··· Data extract

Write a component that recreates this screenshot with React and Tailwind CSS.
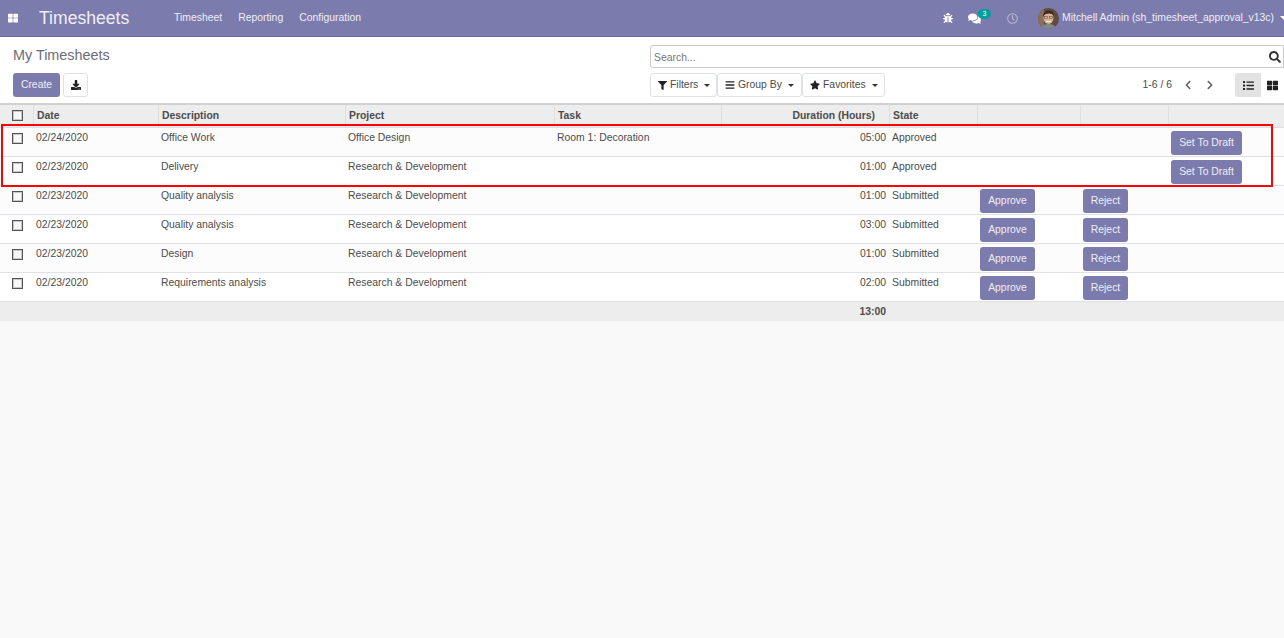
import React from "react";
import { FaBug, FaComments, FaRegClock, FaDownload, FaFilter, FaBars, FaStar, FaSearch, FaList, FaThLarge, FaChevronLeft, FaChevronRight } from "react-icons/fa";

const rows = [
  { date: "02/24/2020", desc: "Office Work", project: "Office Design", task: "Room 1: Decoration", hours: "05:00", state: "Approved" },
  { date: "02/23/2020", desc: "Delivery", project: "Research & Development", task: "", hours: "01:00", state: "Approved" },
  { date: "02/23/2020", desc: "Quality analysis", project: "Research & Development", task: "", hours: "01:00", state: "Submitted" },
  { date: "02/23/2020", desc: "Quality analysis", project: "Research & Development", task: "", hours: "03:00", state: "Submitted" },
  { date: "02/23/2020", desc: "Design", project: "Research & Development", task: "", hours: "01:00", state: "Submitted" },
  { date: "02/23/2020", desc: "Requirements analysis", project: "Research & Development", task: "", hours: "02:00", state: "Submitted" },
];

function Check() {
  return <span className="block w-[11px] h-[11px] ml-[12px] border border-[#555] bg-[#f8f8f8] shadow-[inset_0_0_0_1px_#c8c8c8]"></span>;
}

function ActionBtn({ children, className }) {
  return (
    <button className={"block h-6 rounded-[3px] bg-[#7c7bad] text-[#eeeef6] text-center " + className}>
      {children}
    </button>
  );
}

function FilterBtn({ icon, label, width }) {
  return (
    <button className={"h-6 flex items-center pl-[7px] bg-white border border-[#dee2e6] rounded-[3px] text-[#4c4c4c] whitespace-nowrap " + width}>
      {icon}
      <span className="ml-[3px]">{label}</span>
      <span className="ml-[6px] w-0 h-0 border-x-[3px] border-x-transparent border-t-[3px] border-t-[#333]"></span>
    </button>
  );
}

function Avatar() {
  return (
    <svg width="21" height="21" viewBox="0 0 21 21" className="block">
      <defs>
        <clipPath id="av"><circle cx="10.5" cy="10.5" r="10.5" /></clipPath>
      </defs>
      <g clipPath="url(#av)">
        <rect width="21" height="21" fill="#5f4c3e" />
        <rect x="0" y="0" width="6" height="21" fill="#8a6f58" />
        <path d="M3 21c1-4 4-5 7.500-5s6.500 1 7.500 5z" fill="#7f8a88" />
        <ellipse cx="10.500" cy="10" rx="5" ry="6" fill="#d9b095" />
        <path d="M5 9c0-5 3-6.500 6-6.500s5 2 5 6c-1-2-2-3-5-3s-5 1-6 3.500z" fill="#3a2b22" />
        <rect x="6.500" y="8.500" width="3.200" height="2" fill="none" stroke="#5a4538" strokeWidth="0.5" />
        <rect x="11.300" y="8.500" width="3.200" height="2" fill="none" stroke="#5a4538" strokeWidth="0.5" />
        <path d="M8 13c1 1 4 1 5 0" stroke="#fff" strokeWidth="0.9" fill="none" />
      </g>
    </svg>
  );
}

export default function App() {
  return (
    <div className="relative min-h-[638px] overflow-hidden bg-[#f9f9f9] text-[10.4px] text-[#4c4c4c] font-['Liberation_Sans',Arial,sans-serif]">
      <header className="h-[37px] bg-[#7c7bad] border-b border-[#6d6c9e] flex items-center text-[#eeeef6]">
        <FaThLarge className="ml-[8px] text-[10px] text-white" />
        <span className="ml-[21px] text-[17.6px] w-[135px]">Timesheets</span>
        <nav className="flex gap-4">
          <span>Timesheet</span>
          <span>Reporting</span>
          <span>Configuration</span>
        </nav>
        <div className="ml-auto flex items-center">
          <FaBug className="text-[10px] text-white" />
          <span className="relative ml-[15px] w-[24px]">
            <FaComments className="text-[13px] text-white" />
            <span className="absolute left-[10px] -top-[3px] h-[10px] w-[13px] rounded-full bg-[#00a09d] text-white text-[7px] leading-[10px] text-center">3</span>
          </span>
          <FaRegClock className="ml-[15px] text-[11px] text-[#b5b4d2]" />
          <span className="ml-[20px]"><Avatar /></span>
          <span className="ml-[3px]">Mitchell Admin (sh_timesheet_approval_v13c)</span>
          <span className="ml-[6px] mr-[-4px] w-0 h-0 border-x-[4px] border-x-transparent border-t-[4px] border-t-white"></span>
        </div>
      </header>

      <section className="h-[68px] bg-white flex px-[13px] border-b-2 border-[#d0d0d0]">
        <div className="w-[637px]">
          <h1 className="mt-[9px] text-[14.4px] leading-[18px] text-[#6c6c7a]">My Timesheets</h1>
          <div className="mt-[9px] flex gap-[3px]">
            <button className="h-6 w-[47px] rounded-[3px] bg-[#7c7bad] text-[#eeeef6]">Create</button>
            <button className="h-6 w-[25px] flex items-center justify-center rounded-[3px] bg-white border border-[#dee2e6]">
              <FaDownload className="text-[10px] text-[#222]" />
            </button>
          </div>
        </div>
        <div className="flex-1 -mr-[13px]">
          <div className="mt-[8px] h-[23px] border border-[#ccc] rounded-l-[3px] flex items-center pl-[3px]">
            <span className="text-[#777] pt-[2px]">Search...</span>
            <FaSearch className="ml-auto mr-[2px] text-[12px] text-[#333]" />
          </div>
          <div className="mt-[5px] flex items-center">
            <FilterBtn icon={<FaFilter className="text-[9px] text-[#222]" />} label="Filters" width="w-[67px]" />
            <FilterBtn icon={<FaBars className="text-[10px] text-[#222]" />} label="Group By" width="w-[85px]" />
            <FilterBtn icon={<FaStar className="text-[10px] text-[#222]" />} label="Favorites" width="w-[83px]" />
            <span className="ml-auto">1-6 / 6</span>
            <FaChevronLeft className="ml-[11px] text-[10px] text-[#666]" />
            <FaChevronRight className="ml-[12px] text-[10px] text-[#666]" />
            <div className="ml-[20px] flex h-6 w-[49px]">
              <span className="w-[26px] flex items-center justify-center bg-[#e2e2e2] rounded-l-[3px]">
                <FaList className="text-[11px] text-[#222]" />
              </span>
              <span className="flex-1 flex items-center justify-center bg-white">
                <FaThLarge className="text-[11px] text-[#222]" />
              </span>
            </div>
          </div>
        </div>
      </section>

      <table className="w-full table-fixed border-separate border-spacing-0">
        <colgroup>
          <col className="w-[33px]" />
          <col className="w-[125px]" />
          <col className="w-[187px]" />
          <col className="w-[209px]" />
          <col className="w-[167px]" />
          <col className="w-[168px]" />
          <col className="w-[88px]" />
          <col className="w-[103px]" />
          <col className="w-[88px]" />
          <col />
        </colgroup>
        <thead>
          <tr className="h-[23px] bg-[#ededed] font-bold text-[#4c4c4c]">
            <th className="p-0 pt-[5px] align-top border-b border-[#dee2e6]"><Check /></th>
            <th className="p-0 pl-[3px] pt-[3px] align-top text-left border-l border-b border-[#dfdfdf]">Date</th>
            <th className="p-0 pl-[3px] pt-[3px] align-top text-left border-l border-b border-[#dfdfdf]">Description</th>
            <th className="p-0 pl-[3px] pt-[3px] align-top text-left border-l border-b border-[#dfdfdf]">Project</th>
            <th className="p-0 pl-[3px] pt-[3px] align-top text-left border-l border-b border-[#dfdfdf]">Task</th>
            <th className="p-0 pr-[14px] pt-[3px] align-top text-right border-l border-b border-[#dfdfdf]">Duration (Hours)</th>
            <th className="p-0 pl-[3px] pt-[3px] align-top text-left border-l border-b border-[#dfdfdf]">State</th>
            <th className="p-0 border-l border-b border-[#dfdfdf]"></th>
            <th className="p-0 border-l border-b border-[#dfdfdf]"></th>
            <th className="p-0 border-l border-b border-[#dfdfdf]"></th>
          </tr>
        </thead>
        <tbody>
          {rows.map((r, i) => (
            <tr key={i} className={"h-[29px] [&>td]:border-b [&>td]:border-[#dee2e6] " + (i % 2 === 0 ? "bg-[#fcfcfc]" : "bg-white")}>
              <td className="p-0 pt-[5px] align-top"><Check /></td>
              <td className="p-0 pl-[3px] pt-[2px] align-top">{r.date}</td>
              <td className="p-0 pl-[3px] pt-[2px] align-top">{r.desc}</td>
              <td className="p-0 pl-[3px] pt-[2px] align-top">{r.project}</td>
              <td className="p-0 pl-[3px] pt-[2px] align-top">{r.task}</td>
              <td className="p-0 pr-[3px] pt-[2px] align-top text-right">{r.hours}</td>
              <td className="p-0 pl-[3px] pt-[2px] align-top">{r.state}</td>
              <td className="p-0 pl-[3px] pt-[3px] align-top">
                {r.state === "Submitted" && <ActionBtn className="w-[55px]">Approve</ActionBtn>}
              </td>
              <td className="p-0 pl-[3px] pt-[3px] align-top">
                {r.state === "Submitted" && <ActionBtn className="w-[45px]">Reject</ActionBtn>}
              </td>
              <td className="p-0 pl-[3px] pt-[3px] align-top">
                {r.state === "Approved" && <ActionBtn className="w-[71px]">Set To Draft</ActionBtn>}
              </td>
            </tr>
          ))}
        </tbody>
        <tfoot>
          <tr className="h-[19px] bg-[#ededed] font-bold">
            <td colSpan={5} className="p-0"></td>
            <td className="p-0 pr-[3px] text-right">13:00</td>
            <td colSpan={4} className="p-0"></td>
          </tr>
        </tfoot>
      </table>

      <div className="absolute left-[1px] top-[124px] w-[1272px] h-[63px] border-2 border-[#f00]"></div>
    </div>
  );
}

······

§ Requirement:
Restate the material word for word from its first line through the line containing "FaThLarge, FaChevronLeft, FaChevronRight", both included; the pictures do not belong in it.

§ Answer below:
Write a component that recreates this screenshot with React and Tailwind CSS.
import React from "react";
import { FaBug, FaComments, FaRegClock, FaDownload, FaFilter, FaBars, FaStar, FaSearch, FaList, FaThLarge, FaChevronLeft, FaChevronRight } from "react-icons/fa";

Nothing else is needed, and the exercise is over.